Create a multi-agent roller environment.

Parameters:

  • N (int) – Number of agents.

  • min_box_size (float) – Range for the random square domain side length sampled at each reset().

  • max_box_size (float) – Range for the random square domain side length sampled at each reset().

  • box_padding (float) – Extra padding around the domain in multiples of the particle radius.

  • max_steps (int) – Episode length in physics steps.

  • friction (float) – Translational and angular damping coefficient.

  • ke_weight (float) – Weight for the differential kinetic energy penalty.

  • coop_weight (float) – Weight for the shared team-progress bonus.

  • near_goal_bonus (float) – Reward bonus applied when an agent is within one radius of its objective.

  • lidar_range (float) – Maximum detection range for the LiDAR sensor.

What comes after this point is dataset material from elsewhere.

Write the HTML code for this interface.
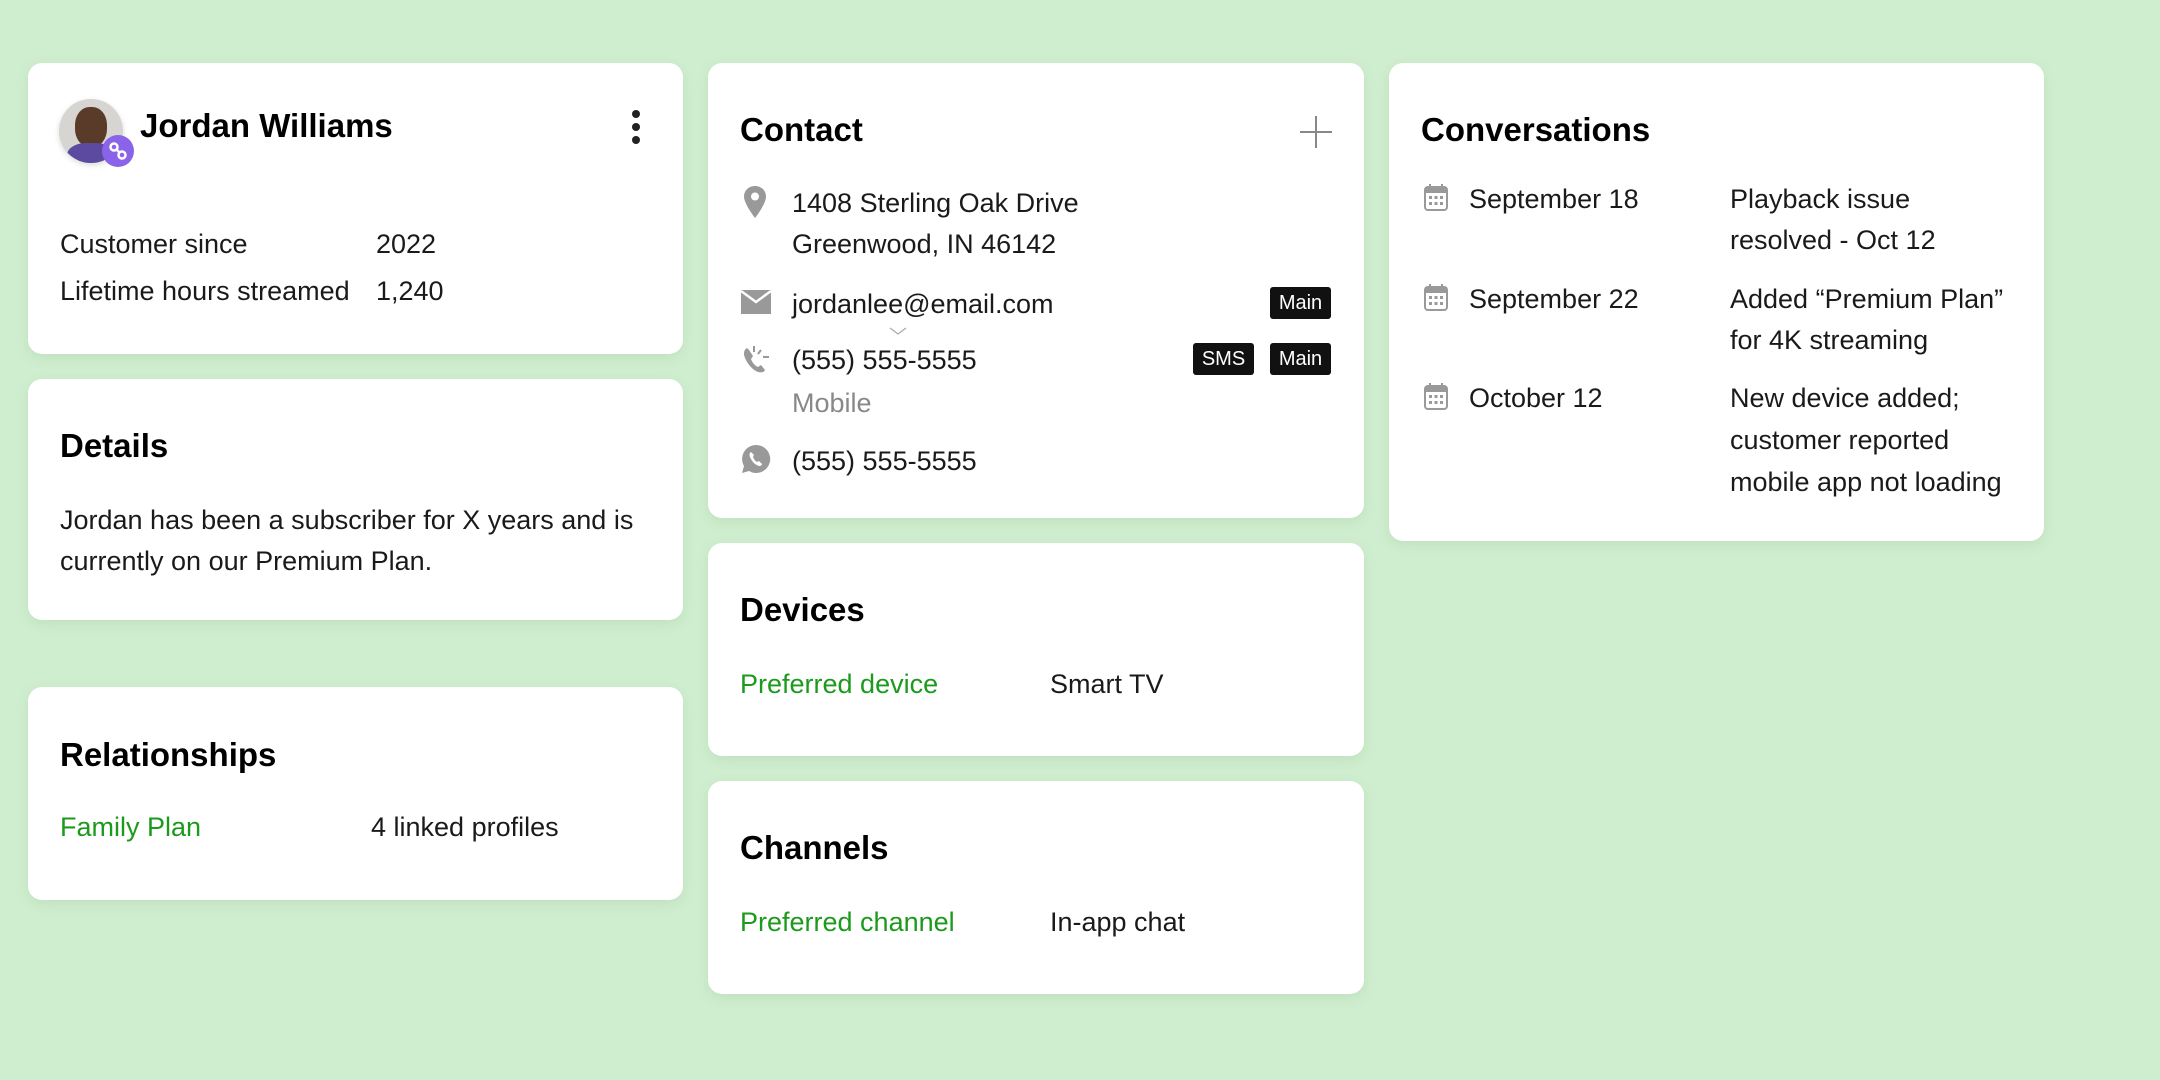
<!DOCTYPE html>
<html><head><meta charset="utf-8"><style>
*{margin:0;padding:0;box-sizing:border-box}
body{width:2160px;height:1080px;background:#cfeecf;font-family:"Liberation Sans",sans-serif;color:#111;position:relative;overflow:hidden}
.card{position:absolute;background:#fff;border-radius:14px;box-shadow:0 4px 14px rgba(0,80,0,0.08)}
.t{position:absolute;font-size:27px;line-height:41px;white-space:nowrap;color:#1a1a1a;margin-top:2px}
.h{position:absolute;font-size:33px;font-weight:bold;line-height:40px;white-space:nowrap;color:#000;margin-top:1px}
.g{color:#1c9a1c}
.b{position:absolute;background:#111;color:#fff;font-size:20px;line-height:32px;height:32px;text-align:center;border-radius:3px}
svg{position:absolute}
</style></head><body>
<!-- column 1 -->
<div class="card" style="left:28px;top:63px;width:655px;height:291px"></div>
<div style="position:absolute;left:59px;top:99px;width:64px;height:64px;border-radius:50%;background:#d6d5d2;overflow:hidden;box-shadow:0 2px 6px rgba(0,0,0,.15)">
 <div style="position:absolute;left:16px;top:8px;width:32px;height:40px;border-radius:45%;background:#5a3a28"></div>
 <div style="position:absolute;left:8px;top:44px;width:48px;height:30px;border-radius:40% 40% 0 0;background:#5b4aa0"></div>
</div>
<div style="position:absolute;left:102px;top:135px;width:32px;height:32px;border-radius:50%;background:#8b63e8"></div>
<svg style="left:108px;top:141px" width="20" height="20" viewBox="0 0 20 20"><circle cx="6" cy="6" r="3.5" fill="none" stroke="#fff" stroke-width="2.5"/><circle cx="14" cy="14" r="3.5" fill="none" stroke="#fff" stroke-width="2.5"/><path d="M8 8l4 4" stroke="#fff" stroke-width="2.5"/></svg>
<div class="h" style="left:140px;top:105px;font-size:33px">Jordan Williams</div>
<svg style="left:627px;top:109px" width="18" height="36"><circle cx="9" cy="5" r="4" fill="#222"/><circle cx="9" cy="18" r="4" fill="#222"/><circle cx="9" cy="31" r="4" fill="#222"/></svg>
<div class="t" style="left:60px;top:222px">Customer since</div>
<div class="t" style="left:376px;top:222px">2022</div>
<div class="t" style="left:60px;top:269px">Lifetime hours streamed</div>
<div class="t" style="left:376px;top:269px">1,240</div>

<div class="card" style="left:28px;top:379px;width:655px;height:241px"></div>
<div class="h" style="left:60px;top:425px">Details</div>
<div class="t" style="left:60px;top:498px">Jordan has been a subscriber for X years and is</div>
<div class="t" style="left:60px;top:539px">currently on our Premium Plan.</div>

<div class="card" style="left:28px;top:687px;width:655px;height:213px"></div>
<div class="h" style="left:60px;top:734px">Relationships</div>
<div class="t g" style="left:60px;top:805px">Family Plan</div>
<div class="t" style="left:371px;top:805px">4 linked profiles</div>

<!-- column 2 -->
<div class="card" style="left:708px;top:63px;width:656px;height:455px"></div>
<div class="h" style="left:740px;top:109px">Contact</div>
<svg style="left:1298px;top:114px" width="36" height="36"><path d="M18 2v32M2 18h32" stroke="#888" stroke-width="2"/></svg>
<svg style="left:743px;top:185px" width="24" height="34" viewBox="0 0 24 34"><path d="M12 1C5.5 1 1 5.8 1 11.5 1 19 12 33 12 33s11-14 11-21.5C23 5.8 18.5 1 12 1z" fill="#999"/><circle cx="12" cy="11.5" r="4" fill="#fff"/></svg>
<div class="t" style="left:792px;top:181px">1408 Sterling Oak Drive</div>
<div class="t" style="left:792px;top:222px">Greenwood, IN 46142</div>
<svg style="left:741px;top:290px" width="30" height="24" viewBox="0 0 30 24"><rect x="0" y="0" width="30" height="24" fill="#999"/><path d="M0 1l15 11L30 1" fill="none" stroke="#fff" stroke-width="2.5"/></svg>
<div class="t" style="left:792px;top:282px">jordanlee@email.com</div>
<div class="b" style="left:1270px;top:287px;width:61px">Main</div>
<svg style="left:888px;top:326px" width="20" height="10"><path d="M2 2l8 6 8-6" fill="none" stroke="#aaa" stroke-width="1.2"/></svg>
<svg style="left:741px;top:344px" width="32" height="32" viewBox="0 0 32 32"><path d="M6 4c-3 2-4 5-2 10 3 7 8 12 13 14 4 1 6 0 7-2l-4-5-3 2c-3-1-6-5-7-8l2-3-4-6z" fill="#999"/><path d="M13 2v6M20 6l-3 4M22 13h6" stroke="#999" stroke-width="2"/></svg>
<div class="t" style="left:792px;top:338px">(555) 555-5555</div>
<div class="b" style="left:1193px;top:343px;width:61px">SMS</div>
<div class="b" style="left:1270px;top:343px;width:61px">Main</div>
<div class="t" style="left:792px;top:381px;color:#888">Mobile</div>
<svg style="left:741px;top:444px" width="30" height="30" viewBox="0 0 30 30"><path d="M15 1a14 14 0 0 0-12 21L1 29l7-2A14 14 0 1 0 15 1z" fill="#999"/><path d="M10 8c-2 1-2 4 0 7 2 4 5 6 8 7 2 0 3-1 3-2l-3-3-2 1c-2-1-3-3-4-5l1-2-3-3z" fill="#fff"/></svg>
<div class="t" style="left:792px;top:439px">(555) 555-5555</div>

<div class="card" style="left:708px;top:543px;width:656px;height:213px"></div>
<div class="h" style="left:740px;top:589px">Devices</div>
<div class="t g" style="left:740px;top:662px">Preferred device</div>
<div class="t" style="left:1050px;top:662px">Smart TV</div>

<div class="card" style="left:708px;top:781px;width:656px;height:213px"></div>
<div class="h" style="left:740px;top:827px">Channels</div>
<div class="t g" style="left:740px;top:900px">Preferred channel</div>
<div class="t" style="left:1050px;top:900px">In-app chat</div>

<!-- column 3 -->
<div class="card" style="left:1389px;top:63px;width:655px;height:478px"></div>
<div class="h" style="left:1421px;top:109px">Conversations</div>
<svg style="left:1424px;top:183px" width="24" height="28" viewBox="0 0 24 28"><rect x="1" y="4" width="22" height="23" rx="3" fill="none" stroke="#999" stroke-width="2"/><rect x="1" y="4" width="22" height="6" fill="#999"/><path d="M6 1v5M18 1v5" stroke="#999" stroke-width="2"/><g fill="#999"><rect x="5" y="13" width="3" height="3"/><rect x="10.5" y="13" width="3" height="3"/><rect x="16" y="13" width="3" height="3"/><rect x="5" y="19" width="3" height="3"/><rect x="10.5" y="19" width="3" height="3"/><rect x="16" y="19" width="3" height="3"/></g></svg>
<svg style="left:1424px;top:283px" width="24" height="28" viewBox="0 0 24 28"><rect x="1" y="4" width="22" height="23" rx="3" fill="none" stroke="#999" stroke-width="2"/><rect x="1" y="4" width="22" height="6" fill="#999"/><path d="M6 1v5M18 1v5" stroke="#999" stroke-width="2"/><g fill="#999"><rect x="5" y="13" width="3" height="3"/><rect x="10.5" y="13" width="3" height="3"/><rect x="16" y="13" width="3" height="3"/><rect x="5" y="19" width="3" height="3"/><rect x="10.5" y="19" width="3" height="3"/><rect x="16" y="19" width="3" height="3"/></g></svg>
<svg style="left:1424px;top:382px" width="24" height="28" viewBox="0 0 24 28"><rect x="1" y="4" width="22" height="23" rx="3" fill="none" stroke="#999" stroke-width="2"/><rect x="1" y="4" width="22" height="6" fill="#999"/><path d="M6 1v5M18 1v5" stroke="#999" stroke-width="2"/><g fill="#999"><rect x="5" y="13" width="3" height="3"/><rect x="10.5" y="13" width="3" height="3"/><rect x="16" y="13" width="3" height="3"/><rect x="5" y="19" width="3" height="3"/><rect x="10.5" y="19" width="3" height="3"/><rect x="16" y="19" width="3" height="3"/></g></svg>
<div class="t" style="left:1469px;top:177px">September 18</div>
<div class="t" style="left:1730px;top:177px">Playback issue</div>
<div class="t" style="left:1730px;top:218px">resolved - Oct 12</div>
<div class="t" style="left:1469px;top:277px">September 22</div>
<div class="t" style="left:1730px;top:277px">Added “Premium Plan”</div>
<div class="t" style="left:1730px;top:318px">for 4K streaming</div>
<div class="t" style="left:1469px;top:376px">October 12</div>
<div class="t" style="left:1730px;top:376px">New device added;</div>
<div class="t" style="left:1730px;top:418px">customer reported</div>
<div class="t" style="left:1730px;top:460px">mobile app not loading</div>
</body></html>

  • n_lidar_rays (int) – Number of angular LiDAR bins spanning \([-\pi, \pi)\).

Returns:

A freshly constructed environment (call reset() before use).

Return type:

MultiRoller

static reset(env: MultiRoller, key: Array | ndarray | bool | number | bool | int | float | complex) Environment[source]#

Initialize the environment with random positions and objectives.

Parameters:

  • env (Environment) – Current environment instance.

  • key (ArrayLike) – JAX random number generator key.

Returns:

Freshly initialized environment.

Return type:

Environment

static step(env: MultiRoller, action: Array) Environment[source]#

Advance one step. Actions are torques; simple damping is applied.

Parameters:

  • env (Environment) – The current environment.

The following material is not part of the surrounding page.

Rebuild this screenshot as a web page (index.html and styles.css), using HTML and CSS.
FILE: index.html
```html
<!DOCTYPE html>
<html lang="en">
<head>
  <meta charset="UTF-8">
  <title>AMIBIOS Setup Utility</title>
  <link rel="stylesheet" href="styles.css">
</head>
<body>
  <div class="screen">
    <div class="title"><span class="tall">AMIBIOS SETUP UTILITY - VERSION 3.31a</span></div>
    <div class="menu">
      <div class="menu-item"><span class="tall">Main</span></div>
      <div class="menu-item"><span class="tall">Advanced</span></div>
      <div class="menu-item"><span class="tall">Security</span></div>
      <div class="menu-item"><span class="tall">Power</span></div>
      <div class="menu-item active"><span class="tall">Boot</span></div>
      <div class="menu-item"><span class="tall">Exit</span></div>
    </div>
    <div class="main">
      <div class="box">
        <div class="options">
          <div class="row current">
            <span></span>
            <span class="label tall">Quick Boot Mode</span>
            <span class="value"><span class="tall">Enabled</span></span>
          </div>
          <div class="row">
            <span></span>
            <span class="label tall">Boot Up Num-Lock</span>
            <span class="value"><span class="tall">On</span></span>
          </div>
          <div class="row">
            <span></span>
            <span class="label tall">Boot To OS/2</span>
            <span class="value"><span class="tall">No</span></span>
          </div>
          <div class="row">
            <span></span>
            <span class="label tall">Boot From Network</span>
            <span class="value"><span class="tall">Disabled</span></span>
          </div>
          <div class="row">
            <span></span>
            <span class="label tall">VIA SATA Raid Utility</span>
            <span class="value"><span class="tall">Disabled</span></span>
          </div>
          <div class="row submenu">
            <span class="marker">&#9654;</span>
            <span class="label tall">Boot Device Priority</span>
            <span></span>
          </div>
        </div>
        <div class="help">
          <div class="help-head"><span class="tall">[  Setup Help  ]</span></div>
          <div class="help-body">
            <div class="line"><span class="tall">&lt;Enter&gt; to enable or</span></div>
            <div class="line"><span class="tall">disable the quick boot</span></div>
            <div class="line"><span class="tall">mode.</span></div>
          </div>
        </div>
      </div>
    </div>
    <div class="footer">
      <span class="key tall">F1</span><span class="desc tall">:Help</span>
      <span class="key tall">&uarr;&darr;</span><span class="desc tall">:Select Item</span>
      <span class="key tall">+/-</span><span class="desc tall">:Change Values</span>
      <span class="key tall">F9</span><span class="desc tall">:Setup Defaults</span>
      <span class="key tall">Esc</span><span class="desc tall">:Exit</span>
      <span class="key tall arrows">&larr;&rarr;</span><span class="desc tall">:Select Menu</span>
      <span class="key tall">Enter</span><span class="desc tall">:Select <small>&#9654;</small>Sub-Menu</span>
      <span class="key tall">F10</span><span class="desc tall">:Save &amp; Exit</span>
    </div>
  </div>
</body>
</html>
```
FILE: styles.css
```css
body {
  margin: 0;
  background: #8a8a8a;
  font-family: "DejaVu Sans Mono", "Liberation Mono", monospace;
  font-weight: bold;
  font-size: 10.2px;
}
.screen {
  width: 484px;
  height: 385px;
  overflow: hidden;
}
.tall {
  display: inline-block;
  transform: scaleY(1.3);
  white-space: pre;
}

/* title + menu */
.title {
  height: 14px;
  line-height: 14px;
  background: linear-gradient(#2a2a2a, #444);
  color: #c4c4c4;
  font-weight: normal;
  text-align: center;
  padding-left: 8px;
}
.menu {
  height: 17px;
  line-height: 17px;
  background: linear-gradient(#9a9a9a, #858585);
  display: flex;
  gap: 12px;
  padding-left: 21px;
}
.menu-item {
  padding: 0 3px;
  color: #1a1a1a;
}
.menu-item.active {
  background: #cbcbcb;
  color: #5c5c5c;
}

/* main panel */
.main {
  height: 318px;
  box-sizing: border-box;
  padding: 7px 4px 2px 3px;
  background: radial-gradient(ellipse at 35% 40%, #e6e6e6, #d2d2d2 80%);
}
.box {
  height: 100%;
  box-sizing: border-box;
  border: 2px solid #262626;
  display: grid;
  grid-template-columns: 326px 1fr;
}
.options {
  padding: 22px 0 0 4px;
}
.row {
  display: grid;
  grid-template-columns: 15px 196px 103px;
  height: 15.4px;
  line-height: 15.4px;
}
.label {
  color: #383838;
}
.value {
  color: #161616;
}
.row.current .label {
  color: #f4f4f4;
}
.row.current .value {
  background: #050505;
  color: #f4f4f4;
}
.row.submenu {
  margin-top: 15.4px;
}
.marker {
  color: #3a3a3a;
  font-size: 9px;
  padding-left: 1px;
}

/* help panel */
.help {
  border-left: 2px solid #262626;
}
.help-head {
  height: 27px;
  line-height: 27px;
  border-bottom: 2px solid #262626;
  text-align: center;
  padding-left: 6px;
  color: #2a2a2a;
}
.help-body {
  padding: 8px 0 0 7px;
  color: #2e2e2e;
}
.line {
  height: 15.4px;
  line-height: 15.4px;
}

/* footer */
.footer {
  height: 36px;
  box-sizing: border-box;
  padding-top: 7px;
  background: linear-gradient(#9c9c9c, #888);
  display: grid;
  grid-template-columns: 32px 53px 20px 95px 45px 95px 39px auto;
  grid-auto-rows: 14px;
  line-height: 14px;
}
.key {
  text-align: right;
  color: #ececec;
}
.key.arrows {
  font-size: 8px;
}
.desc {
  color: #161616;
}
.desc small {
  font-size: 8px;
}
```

  • action (jax.Array) – The vector of actions each agent in the environment should take.

Returns:

The updated environment state.

Return type:

Environment

static observation(env: MultiRoller) Array[source]#

Build per-agent observations.

Contents per agent#

  • Unit vector to objective in the \(xy\) plane (shape (2,)).

  • Clamped objective delta in the \(xy\) plane (shape (2,)).

  • Velocity in the \(xy\) plane (shape (2,)).

  • LiDAR proximity, normalized by lidar_range (shape (n_lidar_rays,)).

returns:

Array of shape (N, 6 + n_lidar_rays)

rtype:

jax.Array

static reward(env: MultiRoller) Array[source]#

Returns a vector of per-agent rewards.

\[\mathrm{rew}_t = (e^{-2 \cdot d_t} - e^{-2 \cdot d_t^{\mathrm{prev}}}) - w_{\text{ke}} (K_t - K_{t-1}) + w_{\text{coop}} \cdot \mathrm{mean}(e^{-2 \cdot d_t} - e^{-2 \cdot d_t^{\mathrm{prev}}}) + w_{\text{near}} \cdot \mathbf{1}[d_t \le r]\]

where \(d_t\) is the distance to the objective at step \(t\), \(K_t\) is the kinetic energy at step \(t\), \(w_{\text{ke}}\) is the kinetic-energy penalty weight, and \(w_{\text{coop}}\) weights a shared team-progress bonus, and \(w_{\text{near}}\) weights a near-goal bonus.

Parameters:

env (Environment) – Current environment.

Returns:

Shape (N,).

Return type:

jax.Array

static done(env: MultiRoller) Array[source]#

Returns a boolean indicating whether the environment has ended. The episode terminates when the maximum number of steps is reached.

Parameters:

env (Environment) – The current environment.

Returns:

Boolean array indicating whether the environment has ended.

Return type:

jax.Array

property action_space_size: int[source]#

Flattened action size per agent. Actions passed to step() have shape (A, action_space_size).

property action_space_shape: tuple[int][source]#

Original per-agent action shape (useful for reshaping inside the environment).

property observation_space_size: int[source]#

Flattened observation size per agent. observation() returns shape (A, observation_space_size).